The city put a bunch of portable toilets on the streets in Skid Row, a decade ago, but removed them because they had doors that latched. Guess how that ended. From the Los Angeles Times, back when they still allowed themselves to notice the city:
A few hours after a homeless guy named Virgil died of an overdose in the portable toilet, the blue plastic outhouse at 6th and San Julian streets was back in business. Not as a toilet, but as a house of prostitution.
Five portable toilets stand at that corner in the darkened heart of skid row. T.J. says she sometimes has a customer in each of them -- a john in every john -- and scurries from one to the next, taking care of business.
….
Pimps, drug dealers, vanlords, body brokers, harm reduction NGOs with budgets for free needles: There’s money to be made. Unless somebody takes it all away.
Homelessness is the foundation of a predatory culture. It’s a locus of profound and sustained predation. And California is full of warm and kind people who are…helping.
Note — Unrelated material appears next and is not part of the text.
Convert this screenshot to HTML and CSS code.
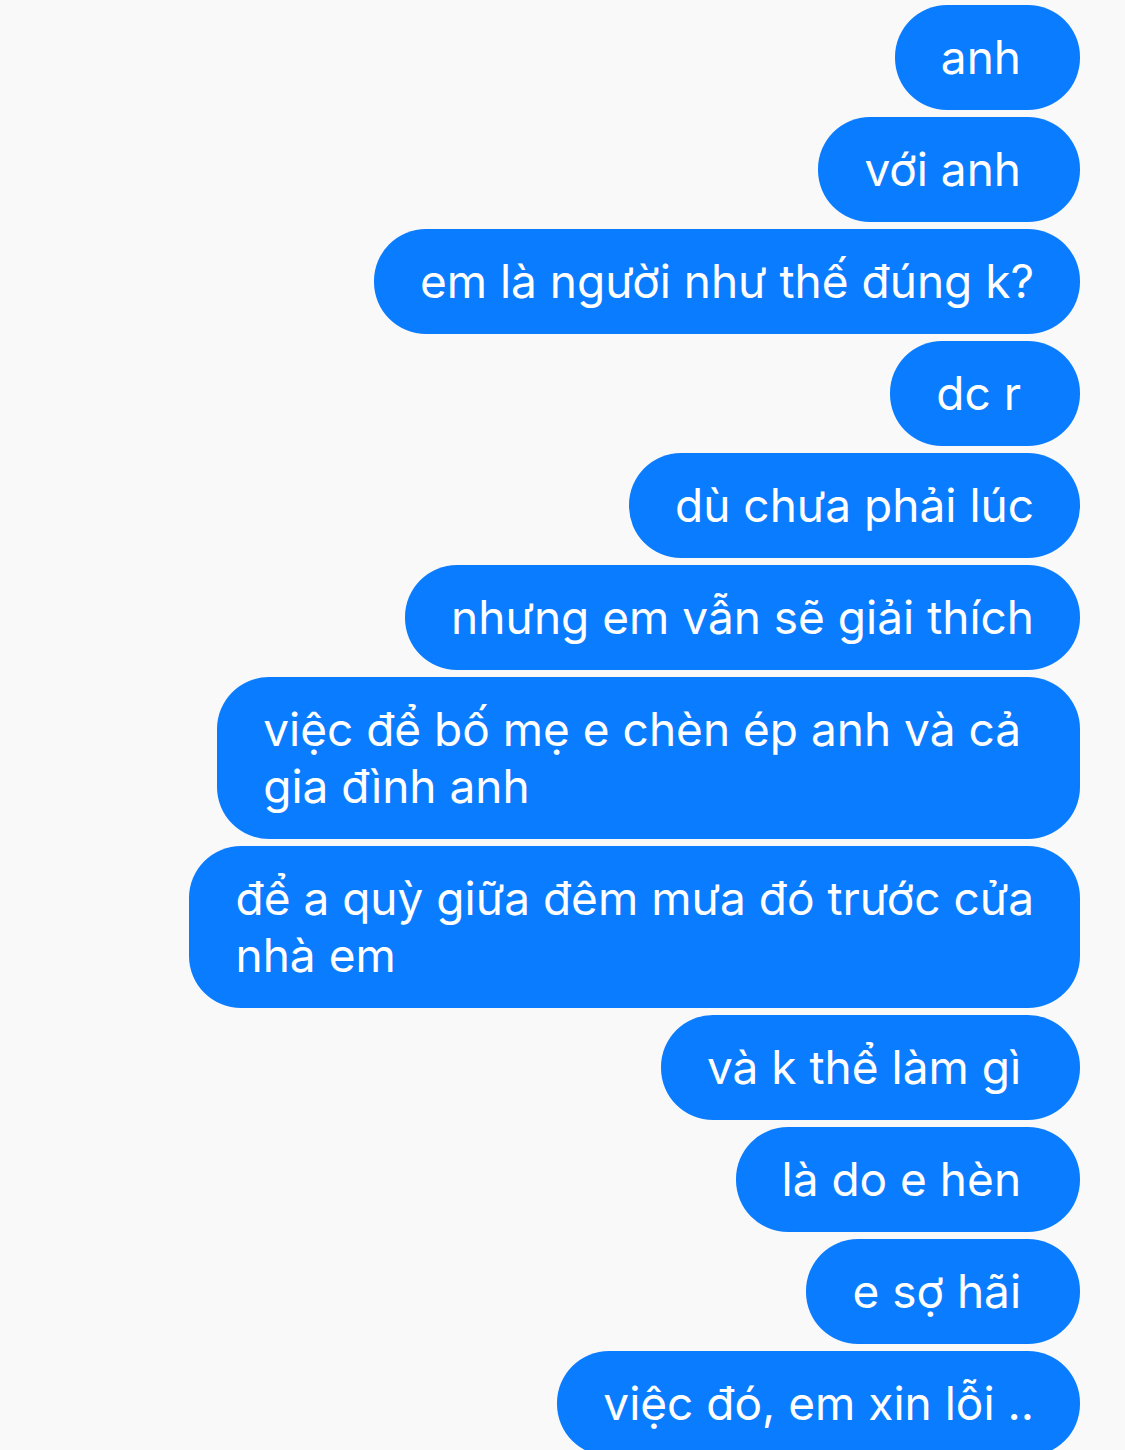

You know, “helping.” They’re very angry at Spencer Pratt for being so mean.
We’ll see.
(Just one) Example:
$26M Skid Row campus: Violence, drug use surge at 'Meth Mansion' as officials stay silent
Published May 29, 2026 6:07 PM PDT
LOS ANGELES - A taxpayer-funded homeless services campus in the heart of Skid Row is at the center of a growing controversy, as dramatic video shows open drug use and drug deals just steps from its entrance. The Los Angeles Police Department reported a surge in violent crime, including four homicides in four months, and community leaders say they warned city and county officials years ago that this was coming.
….
The Skid Row Care Campus, located at 442 S. Crocker Street in Los Angeles, costs approximately $26 million a year to operate, according to the LA County Department of Health Services. It is run by three nonprofits: Homeless Health Care Los Angeles, Social Model Recovery Systems, and Wesley Health Centers. The facility distributes needles, pipes, aluminum foil, and condoms as part of its harm reduction services.
…..
According to federal tax records reviewed by FOX 11, Homeless Health Care Los Angeles has seen its revenue grow from $3.2 million in 2011 to more than $20.6 million in fiscal year 2024, with nearly 96% coming from government sources.